How should a U.S. trader think about settlement speed versus spread?
Settlement speed matters for some strategies (arbitrage, liquidation avoidance), but spreads and liquidity depth usually have larger P&L impact for larger transfers. If you prioritize guaranteed low slippage, measure available depth for your token pair on the route; if you prioritize instant settlement, confirm the destination chain finality and relayer responsiveness. Both are practical checks before routing significant volumes.
Are cross-chain limit orders safe to use?
Cross-chain limit orders are convenient and reduce manual execution risk. Mechanically, they require reliable cross-chain messaging and conditional execution logic. deBridge was first to introduce this primitive and it enables automated strategies across chains, but the user should understand the exact failure modes (order not executed due to liquidity shortage or network congestion) and set appropriate fallbacks.
What are the main signals that should change my trust in a bridge?
Key signals are: credible on-chain evidence of an exploit, rapid liquidity withdrawals by major LPs, public governance changes reducing decentralization, or regulatory actions affecting the bridge’s ease of operation. Operational outages, even without exploits, are also meaningful signals because they affect execution reliability.

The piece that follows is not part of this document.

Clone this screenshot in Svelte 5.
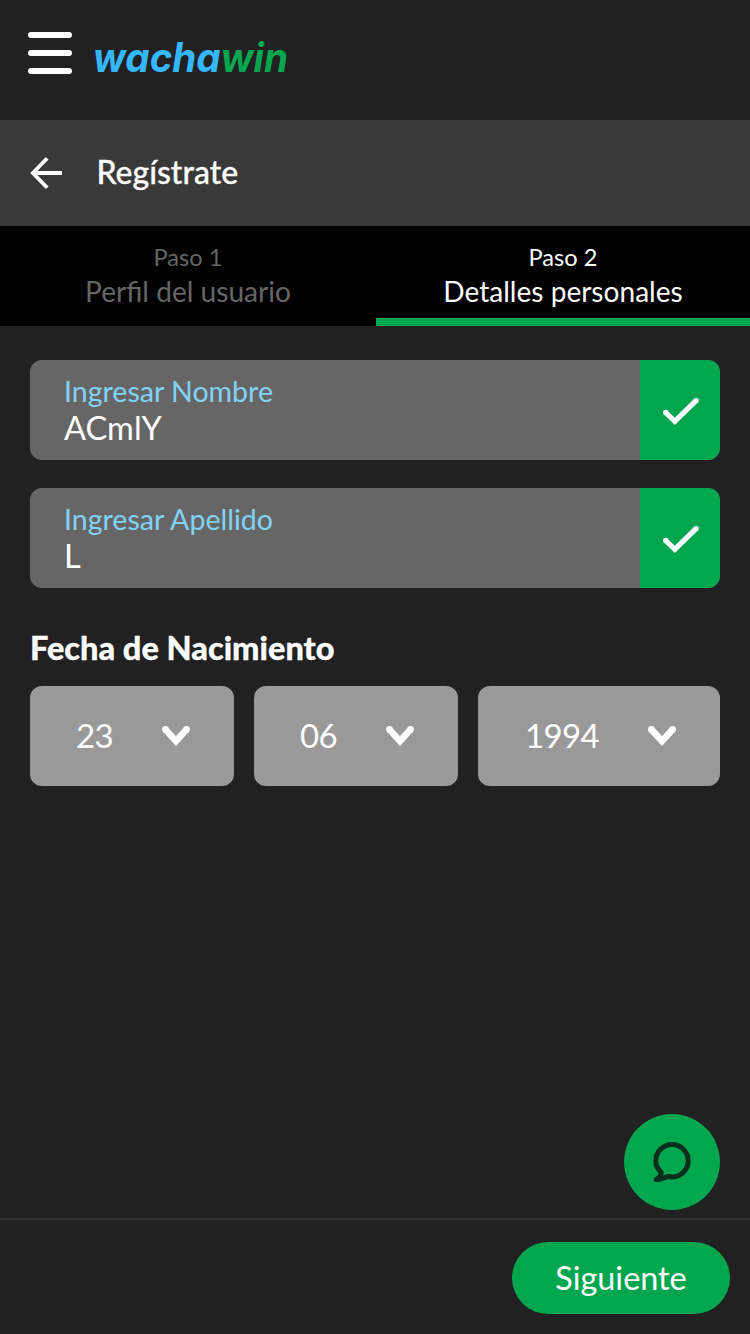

Takeaway: treat bridge choice as applied engineering. Metrics like 1.96 seconds median settlement or 4 bps spreads are useful performance inputs, but the right decision combines those numbers with liquidity depth, audit depth, feature surface, and your own operational requirements. For a U.S. user who needs both speed and composability, a protocol that pairs non-custodial mechanics with rigorous audits and live institutional usage — and that exposes composable primitives like cross-chain limit orders — deserves strong consideration, provided you apply conservative operational checks before committing large sums.